This was an interesting read. The comments about the inherently elitist and misanthropic nature of magic, in particular, shows an understanding of the themes that I rather like.
On a less faux-high brow level: dude, keep these up. I always love your ‘I Should Writes.’
I have truly missed this feature. Just picturing Doctor Strange heading to Latvia to go through Doom’s library was enough for me to want to see these happen.
And, of course, my personal favourite: Fin Fang Fear.

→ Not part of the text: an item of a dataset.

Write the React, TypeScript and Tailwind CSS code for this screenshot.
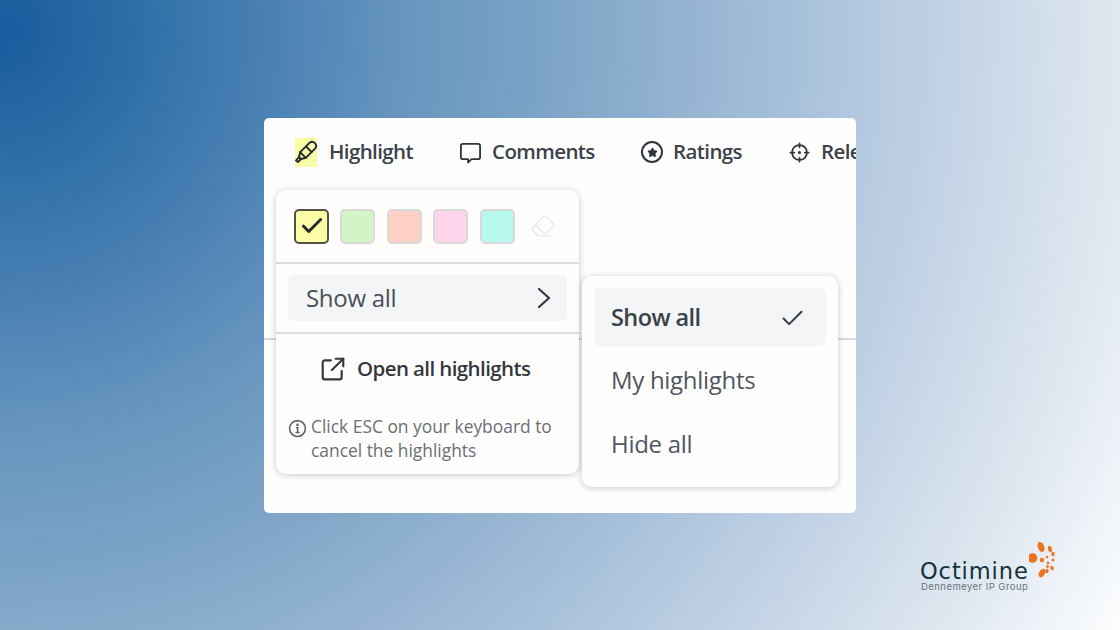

It also seems like this would cause many magic users to browse flea markets, estate sales, and storage container auctions looking for letters and magazines that contain hidden information their sellers don’t realize the value of. Imagine Storage Wars combined with hypnosis, mind control, and the occasional outburst of crude offensive magic like lightning bolts and fireballs.
I think Tales to Enrage has hit upon a new reality program…or Warehouse 13, I’m not completely sure.
Kind of makes you look at those 60’s and 70’s ads in comics a bit differently, doesn’t it?
“The Demon Who Made a Mage Out of Mac”
“The Demon Who Made a Mage Out of Mac”
I read this as “out of a Mac”… and now I can’t get the idea of sentient, magic-capable iPhone assisting Doctor Strange out of my head.
Hello, Siri. Please cast the Shield of Ra spell please.
I really would love to see more about this, short stories or books or whatever. One series it reminds me of a little, re the master-apprentice relationship, is Barbara Hambly’s wonderful Sun Wolf series (starting with The Ladies of Mandrigyn). In this world, magic has been nearly eliminated, and surviving sorcerors are in hiding. A budding magician looking for a trainer has a hard job, and the potential teachers he finds are unreliable and agenda-ridden, at best.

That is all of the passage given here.